What the task asks:
Set the listing down again exactly, please, apart from its pictures.

Data segment:
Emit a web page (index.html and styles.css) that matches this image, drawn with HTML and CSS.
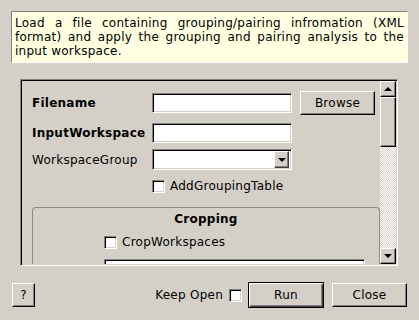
FILE: index.html
```html
<!DOCTYPE html>
<html>
<head>
    <meta charset="UTF-8"/>
    <title>LoadAndApplyMuonDetectorGrouping</title>
    <link rel="stylesheet" href="styles.css">
</head>
<body>
<div class="dialog">
    <div class="description">
        Load a file containing grouping/pairing infromation (XML format) and apply the grouping and pairing analysis to the input workspace.
    </div>

    <div class="scrollarea">
        <div class="viewport">
            <div class="row row-file">
                <span class="label bold">Filename</span>
                <div class="lineedit"></div>
                <div class="button browse">Browse</div>
            </div>
            <div class="row row-input">
                <span class="label bold">InputWorkspace</span>
                <div class="lineedit"></div>
            </div>
            <div class="row row-combo">
                <span class="label">WorkspaceGroup</span>
                <div class="combo">
                    <div class="combo-arrow"><span class="tri-down"></span></div>
                </div>
            </div>
            <div class="row row-check">
                <span class="label"></span>
                <span class="checkbox"></span>
                <span class="check-text">AddGroupingTable</span>
            </div>

            <div class="groupbox">
                <div class="group-title">Cropping</div>
                <div class="group-row group-check">
                    <span class="group-label"></span>
                    <span class="checkbox"></span>
                    <span class="check-text">CropWorkspaces</span>
                </div>
                <div class="group-row group-edit">
                    <span class="group-label"></span>
                    <div class="lineedit wide"></div>
                </div>
            </div>
        </div>
        <div class="scrollbar">
            <div class="sb-button"><span class="tri-up"></span></div>
            <div class="sb-slider"></div>
            <div class="sb-trough"></div>
            <div class="sb-button"><span class="tri-down"></span></div>
        </div>
    </div>

    <div class="buttonbar">
        <div class="button help">?</div>
        <div class="spacer"></div>
        <span class="keep-open">Keep Open</span>
        <span class="checkbox"></span>
        <div class="button default">Run</div>
        <div class="button close">Close</div>
    </div>
</div>
</body>
</html>
```

FILE: styles.css
```css
*{
    margin: 0;
    padding: 0;
    box-sizing: border-box;
}
body{
    width: 419px;
    height: 320px;
    overflow: hidden;
    background: #d4d0c8;
    font-family: "DejaVu Sans", sans-serif;
    font-size: 12px;
    letter-spacing: 0.25px;
    color: #000;
}
.dialog{
    padding: 11px 11px 0 11px;
}
.description{
    height: 52px;
    padding: 4px 3px;
    line-height: 14px;
    text-align: justify;
    background: #ffffe1;
    border: 1px solid;
    border-color: #808080 #ffffff #ffffff #808080;
}

/* scroll area with a sunken frame */
.scrollarea{
    display: flex;
    height: 187px;
    margin: 16px 10px 0 9px;
    border: 1px solid;
    border-color: #808080 #ffffff #ffffff #808080;
    box-shadow: inset 1px 1px #000, inset -1px -1px #d4d0c8;
    padding: 1px;
}
.viewport{
    flex: 1;
    overflow: hidden;
    padding-left: 10px;
}
.row{
    display: flex;
    align-items: center;
}
.row-file{
    height: 24px;
    margin-top: 10px;
}
.row-input{
    height: 20px;
    margin-top: 8px;
}
.row-combo{
    height: 21px;
    margin-top: 6px;
}
.row-check{
    height: 16px;
    margin-top: 8px;
}
.label{
    width: 120px;
    flex-shrink: 0;
}
.bold{
    font-weight: bold;
}
.lineedit{
    width: 140px;
    height: 20px;
    background: #fff;
    border: 1px solid;
    border-color: #808080 #ffffff #ffffff #808080;
    box-shadow: inset 1px 1px #000, inset -1px -1px #d4d0c8;
}
.combo{
    display: flex;
    justify-content: flex-end;
    align-items: center;
    width: 140px;
    height: 21px;
    padding-right: 2px;
    background: #fff;
    border: 1px solid;
    border-color: #808080 #ffffff #ffffff #808080;
    box-shadow: inset 1px 1px #000, inset -1px -1px #d4d0c8;
}
.combo-arrow{
    display: flex;
    align-items: center;
    justify-content: center;
    width: 15px;
    height: 17px;
    background: #d4d0c8;
    border: 1px solid;
    border-color: #ffffff #404040 #404040 #ffffff;
    box-shadow: inset -1px -1px #808080;
}
.checkbox{
    display: inline-block;
    width: 13px;
    height: 13px;
    flex-shrink: 0;
    background: #fff;
    border: 1px solid;
    border-color: #808080 #ffffff #ffffff #808080;
    box-shadow: inset 1px 1px #000, inset -1px -1px #d4d0c8;
}
.check-text{
    margin-left: 5px;
}

.button{
    display: flex;
    align-items: center;
    justify-content: center;
    height: 24px;
    background: #d4d0c8;
    border: 1px solid;
    border-color: #ffffff #000000 #000000 #ffffff;
    box-shadow: inset -1px -1px #808080;
}
.browse{
    width: 75px;
    margin-left: 8px;
}

/* Cropping group */
.groupbox{
    height: 80px;
    margin-top: 13px;
    border: 1px solid #8c8a85;
    border-radius: 4px;
    border-bottom: none;
}
.group-title{
    margin-top: 4px;
    line-height: 14px;
    text-align: center;
    font-weight: bold;
}
.group-row{
    display: flex;
    align-items: center;
}
.group-check{
    height: 16px;
    margin-top: 8px;
}
.group-edit{
    height: 20px;
    margin-top: 9px;
}
.group-label{
    width: 71px;
    padding-left: 9px;
    flex-shrink: 0;
}
.wide{
    width: 261px;
}

/* scrollbar */
.scrollbar{
    display: flex;
    flex-direction: column;
    width: 16px;
}
.sb-button{
    display: flex;
    align-items: center;
    justify-content: center;
    height: 16px;
    background: #d4d0c8;
    border: 1px solid;
    border-color: #ffffff #000000 #000000 #ffffff;
    box-shadow: inset -1px -1px #808080;
}
.sb-slider{
    height: 50px;
    background: #d4d0c8;
    border: 1px solid;
    border-color: #ffffff #000000 #000000 #ffffff;
    box-shadow: inset -1px -1px #808080;
}
.sb-trough{
    flex: 1;
    background: repeating-conic-gradient(#ffffff 0 25%, #d4d0c8 0 50%) 0 0 / 2px 2px;
}
.tri-up{
    width: 0;
    height: 0;
    border-left: 4px solid transparent;
    border-right: 4px solid transparent;
    border-bottom: 4px solid #000;
}
.tri-down{
    width: 0;
    height: 0;
    border-left: 4px solid transparent;
    border-right: 4px solid transparent;
    border-top: 4px solid #000;
}

/* bottom buttons */
.buttonbar{
    display: flex;
    align-items: center;
    height: 26px;
    margin: 16px 1px 0 1px;
}
.help{
    width: 23px;
}
.spacer{
    flex: 1;
}
.keep-open{
    margin-right: 6px;
}
.default{
    width: 76px;
    height: 26px;
    margin-left: 6px;
    border: 1px solid #000;
    box-shadow: inset 1px 1px #fff, inset -1px -1px #404040, inset -2px -2px #808080;
}
.close{
    width: 75px;
    margin-left: 8px;
}
```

Result of this exercise:
Emit a web page (index.html and styles.css) that matches this image, drawn with HTML and CSS.
FILE: index.html
```html
<!DOCTYPE html>
<html>
<head>
    <meta charset="UTF-8"/>
    <title>LoadAndApplyMuonDetectorGrouping</title>
    <link rel="stylesheet" href="styles.css">
</head>
<body>
<div class="dialog">
    <div class="description">
        Load a file containing grouping/pairing infromation (XML format) and apply the grouping and pairing analysis to the input workspace.
    </div>

    <div class="scrollarea">
        <div class="viewport">
            <div class="row row-file">
                <span class="label bold">Filename</span>
                <div class="lineedit"></div>
                <div class="button browse">Browse</div>
            </div>
            <div class="row row-input">
                <span class="label bold">InputWorkspace</span>
                <div class="lineedit"></div>
            </div>
            <div class="row row-combo">
                <span class="label">WorkspaceGroup</span>
                <div class="combo">
                    <div class="combo-arrow"><span class="tri-down"></span></div>
                </div>
            </div>
            <div class="row row-check">
                <span class="label"></span>
                <span class="checkbox"></span>
                <span class="check-text">AddGroupingTable</span>
            </div>

            <div class="groupbox">
                <div class="group-title">Cropping</div>
                <div class="group-row group-check">
                    <span class="group-label"></span>
                    <span class="checkbox"></span>
                    <span class="check-text">CropWorkspaces</span>
                </div>
                <div class="group-row group-edit">
                    <span class="group-label"></span>
                    <div class="lineedit wide"></div>
                </div>
            </div>
        </div>
        <div class="scrollbar">
            <div class="sb-button"><span class="tri-up"></span></div>
            <div class="sb-slider"></div>
            <div class="sb-trough"></div>
            <div class="sb-button"><span class="tri-down"></span></div>
        </div>
    </div>

    <div class="buttonbar">
        <div class="button help">?</div>
        <div class="spacer"></div>
        <span class="keep-open">Keep Open</span>
        <span class="checkbox"></span>
        <div class="button default">Run</div>
        <div class="button close">Close</div>
    </div>
</div>
</body>
</html>
```

FILE: styles.css
```css
*{
    margin: 0;
    padding: 0;
    box-sizing: border-box;
}
body{
    width: 419px;
    height: 320px;
    overflow: hidden;
    background: #d4d0c8;
    font-family: "DejaVu Sans", sans-serif;
    font-size: 12px;
    letter-spacing: 0.25px;
    color: #000;
}
.dialog{
    padding: 11px 11px 0 11px;
}
.description{
    height: 52px;
    padding: 4px 3px;
    line-height: 14px;
    text-align: justify;
    background: #ffffe1;
    border: 1px solid;
    border-color: #808080 #ffffff #ffffff #808080;
}

/* scroll area with a sunken frame */
.scrollarea{
    display: flex;
    height: 187px;
    margin: 16px 10px 0 9px;
    border: 1px solid;
    border-color: #808080 #ffffff #ffffff #808080;
    box-shadow: inset 1px 1px #000, inset -1px -1px #d4d0c8;
    padding: 1px;
}
.viewport{
    flex: 1;
    overflow: hidden;
    padding-left: 10px;
}
.row{
    display: flex;
    align-items: center;
}
.row-file{
    height: 24px;
    margin-top: 10px;
}
.row-input{
    height: 20px;
    margin-top: 8px;
}
.row-combo{
    height: 21px;
    margin-top: 6px;
}
.row-check{
    height: 16px;
    margin-top: 8px;
}
.label{
    width: 120px;
    flex-shrink: 0;
}
.bold{
    font-weight: bold;
}
.lineedit{
    width: 140px;
    height: 20px;
    background: #fff;
    border: 1px solid;
    border-color: #808080 #ffffff #ffffff #808080;
    box-shadow: inset 1px 1px #000, inset -1px -1px #d4d0c8;
}
.combo{
    display: flex;
    justify-content: flex-end;
    align-items: center;
    width: 140px;
    height: 21px;
    padding-right: 2px;
    background: #fff;
    border: 1px solid;
    border-color: #808080 #ffffff #ffffff #808080;
    box-shadow: inset 1px 1px #000, inset -1px -1px #d4d0c8;
}
.combo-arrow{
    display: flex;
    align-items: center;
    justify-content: center;
    width: 15px;
    height: 17px;
    background: #d4d0c8;
    border: 1px solid;
    border-color: #ffffff #404040 #404040 #ffffff;
    box-shadow: inset -1px -1px #808080;
}
.checkbox{
    display: inline-block;
    width: 13px;
    height: 13px;
    flex-shrink: 0;
    background: #fff;
    border: 1px solid;
    border-color: #808080 #ffffff #ffffff #808080;
    box-shadow: inset 1px 1px #000, inset -1px -1px #d4d0c8;
}
.check-text{
    margin-left: 5px;
}

.button{
    display: flex;
    align-items: center;
    justify-content: center;
    height: 24px;
    background: #d4d0c8;
    border: 1px solid;
    border-color: #ffffff #000000 #000000 #ffffff;
    box-shadow: inset -1px -1px #808080;
}
.browse{
    width: 75px;
    margin-left: 8px;
}

/* Cropping group */
.groupbox{
    height: 80px;
    margin-top: 13px;
    border: 1px solid #8c8a85;
    border-radius: 4px;
    border-bottom: none;
}
.group-title{
    margin-top: 4px;
    line-height: 14px;
    text-align: center;
    font-weight: bold;
}
.group-row{
    display: flex;
    align-items: center;
}
.group-check{
    height: 16px;
    margin-top: 8px;
}
.group-edit{
    height: 20px;
    margin-top: 9px;
}
.group-label{
    width: 71px;
    padding-left: 9px;
    flex-shrink: 0;
}
.wide{
    width: 261px;
}

/* scrollbar */
.scrollbar{
    display: flex;
    flex-direction: column;
    width: 16px;
}
.sb-button{
    display: flex;
    align-items: center;
    justify-content: center;
    height: 16px;
    background: #d4d0c8;
    border: 1px solid;
    border-color: #ffffff #000000 #000000 #ffffff;
    box-shadow: inset -1px -1px #808080;
}
.sb-slider{
    height: 50px;
    background: #d4d0c8;
    border: 1px solid;
    border-color: #ffffff #000000 #000000 #ffffff;
    box-shadow: inset -1px -1px #808080;
}
.sb-trough{
    flex: 1;
    background: repeating-conic-gradient(#ffffff 0 25%, #d4d0c8 0 50%) 0 0 / 2px 2px;
}
.tri-up{
    width: 0;
    height: 0;
    border-left: 4px solid transparent;
    border-right: 4px solid transparent;
    border-bottom: 4px solid #000;
}
.tri-down{
    width: 0;
    height: 0;
    border-left: 4px solid transparent;
    border-right: 4px solid transparent;
    border-top: 4px solid #000;
}

/* bottom buttons */
.buttonbar{
    display: flex;
    align-items: center;
    height: 26px;
    margin: 16px 1px 0 1px;
}
.help{
    width: 23px;
}
.spacer{
    flex: 1;
}
.keep-open{
    margin-right: 6px;
}
.default{
    width: 76px;
    height: 26px;
    margin-left: 6px;
    border: 1px solid #000;
    box-shadow: inset 1px 1px #fff, inset -1px -1px #404040, inset -2px -2px #808080;
}
.close{
    width: 75px;
    margin-left: 8px;
}
```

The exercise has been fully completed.